Input rows:
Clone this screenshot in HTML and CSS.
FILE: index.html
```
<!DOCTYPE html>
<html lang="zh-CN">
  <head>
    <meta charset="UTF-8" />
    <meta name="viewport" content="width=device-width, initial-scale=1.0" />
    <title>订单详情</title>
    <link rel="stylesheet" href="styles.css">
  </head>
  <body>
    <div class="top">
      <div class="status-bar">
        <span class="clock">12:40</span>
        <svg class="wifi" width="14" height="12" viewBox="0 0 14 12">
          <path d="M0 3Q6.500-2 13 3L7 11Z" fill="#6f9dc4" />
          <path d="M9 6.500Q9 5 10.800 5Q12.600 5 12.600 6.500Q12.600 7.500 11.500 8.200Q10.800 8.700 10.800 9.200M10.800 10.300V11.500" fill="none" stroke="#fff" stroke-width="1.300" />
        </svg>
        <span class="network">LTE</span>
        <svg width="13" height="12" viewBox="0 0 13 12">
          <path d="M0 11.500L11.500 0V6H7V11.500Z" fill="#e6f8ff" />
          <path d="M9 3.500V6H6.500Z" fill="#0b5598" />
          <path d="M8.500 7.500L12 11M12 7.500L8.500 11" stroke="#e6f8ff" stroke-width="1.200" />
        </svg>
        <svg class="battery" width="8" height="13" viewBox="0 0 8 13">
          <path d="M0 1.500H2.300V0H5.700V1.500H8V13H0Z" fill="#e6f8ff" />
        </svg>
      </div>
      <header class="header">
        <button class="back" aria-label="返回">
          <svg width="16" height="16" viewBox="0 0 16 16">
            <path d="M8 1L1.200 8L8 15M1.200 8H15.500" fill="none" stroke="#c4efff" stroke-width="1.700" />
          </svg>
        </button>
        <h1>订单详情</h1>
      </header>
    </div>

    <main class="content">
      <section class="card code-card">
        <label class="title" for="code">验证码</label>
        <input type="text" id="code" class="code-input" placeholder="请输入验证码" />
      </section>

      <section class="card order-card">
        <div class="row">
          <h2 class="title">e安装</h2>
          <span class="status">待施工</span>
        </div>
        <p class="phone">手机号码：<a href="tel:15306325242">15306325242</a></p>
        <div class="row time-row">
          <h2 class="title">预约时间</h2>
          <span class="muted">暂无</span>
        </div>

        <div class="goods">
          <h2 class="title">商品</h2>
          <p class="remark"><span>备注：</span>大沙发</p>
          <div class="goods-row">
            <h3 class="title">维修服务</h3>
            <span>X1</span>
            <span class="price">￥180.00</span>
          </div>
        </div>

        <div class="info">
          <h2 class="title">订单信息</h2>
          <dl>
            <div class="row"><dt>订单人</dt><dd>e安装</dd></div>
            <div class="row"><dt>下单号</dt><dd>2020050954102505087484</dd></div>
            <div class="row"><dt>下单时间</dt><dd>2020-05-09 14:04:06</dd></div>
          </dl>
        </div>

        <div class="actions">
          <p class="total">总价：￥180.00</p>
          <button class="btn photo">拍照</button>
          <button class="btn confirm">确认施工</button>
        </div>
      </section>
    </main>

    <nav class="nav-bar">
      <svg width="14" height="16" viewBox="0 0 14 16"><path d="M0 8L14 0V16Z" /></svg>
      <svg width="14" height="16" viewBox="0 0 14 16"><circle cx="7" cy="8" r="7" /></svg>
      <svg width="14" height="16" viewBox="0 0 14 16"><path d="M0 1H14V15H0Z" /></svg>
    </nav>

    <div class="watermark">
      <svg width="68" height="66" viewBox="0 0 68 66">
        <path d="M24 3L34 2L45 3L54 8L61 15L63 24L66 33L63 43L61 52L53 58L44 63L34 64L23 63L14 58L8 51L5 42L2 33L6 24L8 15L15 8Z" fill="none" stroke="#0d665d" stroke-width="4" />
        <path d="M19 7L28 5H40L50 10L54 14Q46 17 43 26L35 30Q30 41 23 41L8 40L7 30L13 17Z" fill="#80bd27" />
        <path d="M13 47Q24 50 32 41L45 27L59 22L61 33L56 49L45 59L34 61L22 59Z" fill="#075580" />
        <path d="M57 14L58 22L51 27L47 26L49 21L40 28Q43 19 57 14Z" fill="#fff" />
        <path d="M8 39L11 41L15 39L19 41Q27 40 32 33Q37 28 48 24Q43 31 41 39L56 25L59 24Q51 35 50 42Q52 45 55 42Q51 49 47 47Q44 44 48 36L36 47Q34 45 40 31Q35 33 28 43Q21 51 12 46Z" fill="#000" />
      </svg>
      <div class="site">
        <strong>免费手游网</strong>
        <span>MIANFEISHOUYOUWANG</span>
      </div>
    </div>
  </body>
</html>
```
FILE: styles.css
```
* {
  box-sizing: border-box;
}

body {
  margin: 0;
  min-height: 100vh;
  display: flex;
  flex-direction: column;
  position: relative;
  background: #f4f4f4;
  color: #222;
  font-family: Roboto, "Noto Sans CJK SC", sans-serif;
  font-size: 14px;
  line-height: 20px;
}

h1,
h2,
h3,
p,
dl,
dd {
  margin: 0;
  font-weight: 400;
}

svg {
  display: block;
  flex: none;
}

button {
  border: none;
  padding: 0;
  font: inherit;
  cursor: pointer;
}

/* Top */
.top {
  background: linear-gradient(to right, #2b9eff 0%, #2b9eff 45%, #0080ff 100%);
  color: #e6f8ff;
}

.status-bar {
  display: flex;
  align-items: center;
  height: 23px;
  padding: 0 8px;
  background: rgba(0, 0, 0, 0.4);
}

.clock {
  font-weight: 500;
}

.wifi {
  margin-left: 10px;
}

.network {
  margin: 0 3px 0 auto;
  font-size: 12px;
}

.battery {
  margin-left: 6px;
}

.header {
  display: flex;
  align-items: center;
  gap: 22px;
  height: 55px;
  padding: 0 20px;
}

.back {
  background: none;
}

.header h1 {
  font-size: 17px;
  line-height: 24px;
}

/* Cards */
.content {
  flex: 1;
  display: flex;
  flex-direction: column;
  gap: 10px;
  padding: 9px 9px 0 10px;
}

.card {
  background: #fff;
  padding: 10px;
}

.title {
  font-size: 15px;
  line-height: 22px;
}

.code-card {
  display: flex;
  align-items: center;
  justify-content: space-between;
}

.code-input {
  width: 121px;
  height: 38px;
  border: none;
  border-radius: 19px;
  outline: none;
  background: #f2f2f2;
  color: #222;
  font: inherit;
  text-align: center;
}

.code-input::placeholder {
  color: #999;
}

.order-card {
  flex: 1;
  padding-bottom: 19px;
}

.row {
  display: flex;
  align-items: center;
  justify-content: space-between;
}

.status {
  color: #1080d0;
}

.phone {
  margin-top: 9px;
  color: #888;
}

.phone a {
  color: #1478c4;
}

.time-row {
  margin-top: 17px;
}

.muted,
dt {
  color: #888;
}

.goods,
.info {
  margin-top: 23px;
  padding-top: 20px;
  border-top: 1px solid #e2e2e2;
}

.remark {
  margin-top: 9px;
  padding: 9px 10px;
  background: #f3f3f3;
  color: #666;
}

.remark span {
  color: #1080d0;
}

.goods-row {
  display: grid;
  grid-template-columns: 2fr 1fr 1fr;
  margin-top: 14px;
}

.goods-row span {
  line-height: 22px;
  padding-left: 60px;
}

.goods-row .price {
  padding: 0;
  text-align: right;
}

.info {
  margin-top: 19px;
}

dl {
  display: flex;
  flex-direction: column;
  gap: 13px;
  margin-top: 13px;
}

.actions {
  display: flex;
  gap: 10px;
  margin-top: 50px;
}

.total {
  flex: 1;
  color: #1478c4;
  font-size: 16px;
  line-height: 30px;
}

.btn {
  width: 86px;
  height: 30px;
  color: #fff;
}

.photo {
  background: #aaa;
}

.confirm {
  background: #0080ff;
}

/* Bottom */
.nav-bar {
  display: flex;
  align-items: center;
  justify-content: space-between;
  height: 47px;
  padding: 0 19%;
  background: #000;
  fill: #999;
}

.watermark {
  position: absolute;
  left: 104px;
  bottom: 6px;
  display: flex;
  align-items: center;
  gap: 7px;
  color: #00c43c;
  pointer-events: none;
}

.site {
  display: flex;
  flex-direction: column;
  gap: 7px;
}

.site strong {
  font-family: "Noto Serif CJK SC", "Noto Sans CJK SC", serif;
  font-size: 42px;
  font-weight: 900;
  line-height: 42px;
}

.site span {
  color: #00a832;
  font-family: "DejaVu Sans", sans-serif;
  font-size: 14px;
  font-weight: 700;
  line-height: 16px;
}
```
==
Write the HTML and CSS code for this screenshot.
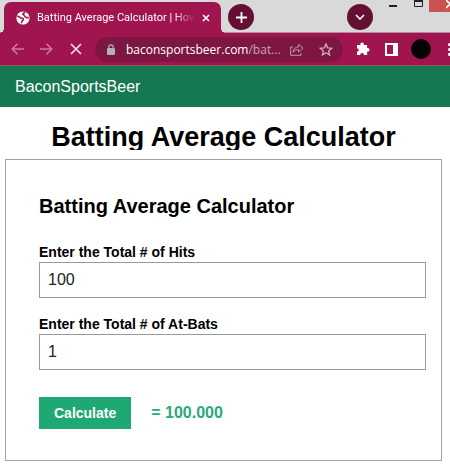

Task to carry out:
Copy every line of the listing that contains the word "screenshot".

Response to this exercise:
Clone this screenshot in HTML and CSS.
Write the HTML and CSS code for this screenshot.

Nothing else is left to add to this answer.